* **WHAT YOU NEED TO DO**
Output each line exactly as it appears, skipping any embedded picture.

** Start **

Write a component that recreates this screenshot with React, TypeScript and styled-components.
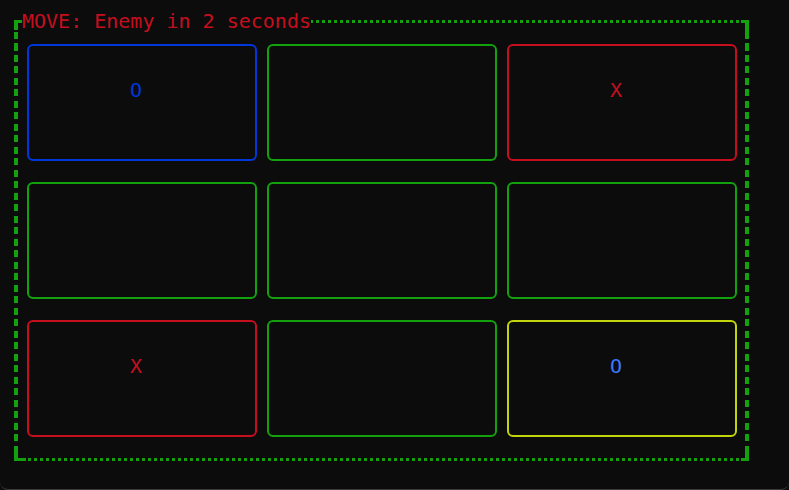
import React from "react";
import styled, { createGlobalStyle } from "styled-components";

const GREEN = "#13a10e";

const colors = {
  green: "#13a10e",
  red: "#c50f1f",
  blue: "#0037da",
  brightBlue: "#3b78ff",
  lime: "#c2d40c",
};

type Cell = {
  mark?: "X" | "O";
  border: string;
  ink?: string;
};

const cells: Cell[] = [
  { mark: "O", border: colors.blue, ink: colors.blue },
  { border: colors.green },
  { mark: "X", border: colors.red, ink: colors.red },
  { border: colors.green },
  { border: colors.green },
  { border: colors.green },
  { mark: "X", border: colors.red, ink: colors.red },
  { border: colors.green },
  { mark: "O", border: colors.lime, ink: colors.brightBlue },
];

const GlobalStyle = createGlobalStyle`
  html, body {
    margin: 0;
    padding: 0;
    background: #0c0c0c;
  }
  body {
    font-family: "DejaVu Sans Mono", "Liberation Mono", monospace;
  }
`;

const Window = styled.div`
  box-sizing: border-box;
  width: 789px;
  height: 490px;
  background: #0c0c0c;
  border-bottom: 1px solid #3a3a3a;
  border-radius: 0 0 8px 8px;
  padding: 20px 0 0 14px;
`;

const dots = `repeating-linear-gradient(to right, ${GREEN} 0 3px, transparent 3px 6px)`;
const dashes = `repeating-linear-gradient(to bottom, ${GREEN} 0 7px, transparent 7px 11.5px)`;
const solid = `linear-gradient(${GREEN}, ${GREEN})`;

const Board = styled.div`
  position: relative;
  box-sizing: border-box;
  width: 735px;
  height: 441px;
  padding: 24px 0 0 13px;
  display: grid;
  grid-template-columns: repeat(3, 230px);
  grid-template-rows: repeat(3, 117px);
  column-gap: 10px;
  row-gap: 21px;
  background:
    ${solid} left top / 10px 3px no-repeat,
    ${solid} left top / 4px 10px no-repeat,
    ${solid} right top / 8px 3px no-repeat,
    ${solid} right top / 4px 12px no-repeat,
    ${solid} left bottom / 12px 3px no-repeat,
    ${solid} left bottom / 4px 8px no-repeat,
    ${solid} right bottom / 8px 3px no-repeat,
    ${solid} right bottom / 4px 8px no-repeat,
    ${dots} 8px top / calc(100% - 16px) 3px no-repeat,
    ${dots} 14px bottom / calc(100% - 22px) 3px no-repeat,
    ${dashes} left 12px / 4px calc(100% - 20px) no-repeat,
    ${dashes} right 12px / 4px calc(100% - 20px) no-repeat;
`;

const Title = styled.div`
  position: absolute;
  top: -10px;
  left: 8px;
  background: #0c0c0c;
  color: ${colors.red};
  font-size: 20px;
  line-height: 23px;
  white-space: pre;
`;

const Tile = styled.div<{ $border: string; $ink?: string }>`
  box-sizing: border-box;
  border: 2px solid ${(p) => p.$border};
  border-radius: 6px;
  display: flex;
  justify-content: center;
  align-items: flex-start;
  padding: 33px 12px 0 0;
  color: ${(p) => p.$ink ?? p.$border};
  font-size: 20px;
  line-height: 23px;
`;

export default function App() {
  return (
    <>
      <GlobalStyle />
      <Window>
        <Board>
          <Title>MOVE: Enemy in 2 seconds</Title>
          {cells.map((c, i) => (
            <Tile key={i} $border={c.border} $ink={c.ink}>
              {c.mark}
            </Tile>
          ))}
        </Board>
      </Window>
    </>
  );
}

** End **

* **OUTPUT**
Write a component that recreates this screenshot with React, TypeScript and styled-components.
import React from "react";
import styled, { createGlobalStyle } from "styled-components";

const GREEN = "#13a10e";

const colors = {
  green: "#13a10e",
  red: "#c50f1f",
  blue: "#0037da",
  brightBlue: "#3b78ff",
  lime: "#c2d40c",
};

type Cell = {
  mark?: "X" | "O";
  border: string;
  ink?: string;
};

const cells: Cell[] = [
  { mark: "O", border: colors.blue, ink: colors.blue },
  { border: colors.green },
  { mark: "X", border: colors.red, ink: colors.red },
  { border: colors.green },
  { border: colors.green },
  { border: colors.green },
  { mark: "X", border: colors.red, ink: colors.red },
  { border: colors.green },
  { mark: "O", border: colors.lime, ink: colors.brightBlue },
];

const GlobalStyle = createGlobalStyle`
  html, body {
    margin: 0;
    padding: 0;
    background: #0c0c0c;
  }
  body {
    font-family: "DejaVu Sans Mono", "Liberation Mono", monospace;
  }
`;

const Window = styled.div`
  box-sizing: border-box;
  width: 789px;
  height: 490px;
  background: #0c0c0c;
  border-bottom: 1px solid #3a3a3a;
  border-radius: 0 0 8px 8px;
  padding: 20px 0 0 14px;
`;

const dots = `repeating-linear-gradient(to right, ${GREEN} 0 3px, transparent 3px 6px)`;
const dashes = `repeating-linear-gradient(to bottom, ${GREEN} 0 7px, transparent 7px 11.5px)`;
const solid = `linear-gradient(${GREEN}, ${GREEN})`;

const Board = styled.div`
  position: relative;
  box-sizing: border-box;
  width: 735px;
  height: 441px;
  padding: 24px 0 0 13px;
  display: grid;
  grid-template-columns: repeat(3, 230px);
  grid-template-rows: repeat(3, 117px);
  column-gap: 10px;
  row-gap: 21px;
  background:
    ${solid} left top / 10px 3px no-repeat,
    ${solid} left top / 4px 10px no-repeat,
    ${solid} right top / 8px 3px no-repeat,
    ${solid} right top / 4px 12px no-repeat,
    ${solid} left bottom / 12px 3px no-repeat,
    ${solid} left bottom / 4px 8px no-repeat,
    ${solid} right bottom / 8px 3px no-repeat,
    ${solid} right bottom / 4px 8px no-repeat,
    ${dots} 8px top / calc(100% - 16px) 3px no-repeat,
    ${dots} 14px bottom / calc(100% - 22px) 3px no-repeat,
    ${dashes} left 12px / 4px calc(100% - 20px) no-repeat,
    ${dashes} right 12px / 4px calc(100% - 20px) no-repeat;
`;

const Title = styled.div`
  position: absolute;
  top: -10px;
  left: 8px;
  background: #0c0c0c;
  color: ${colors.red};
  font-size: 20px;
  line-height: 23px;
  white-space: pre;
`;

const Tile = styled.div<{ $border: string; $ink?: string }>`
  box-sizing: border-box;
  border: 2px solid ${(p) => p.$border};
  border-radius: 6px;
  display: flex;
  justify-content: center;
  align-items: flex-start;
  padding: 33px 12px 0 0;
  color: ${(p) => p.$ink ?? p.$border};
  font-size: 20px;
  line-height: 23px;
`;

export default function App() {
  return (
    <>
      <GlobalStyle />
      <Window>
        <Board>
          <Title>MOVE: Enemy in 2 seconds</Title>
          {cells.map((c, i) => (
            <Tile key={i} $border={c.border} $ink={c.ink}>
              {c.mark}
            </Tile>
          ))}
        </Board>
      </Window>
    </>
  );
}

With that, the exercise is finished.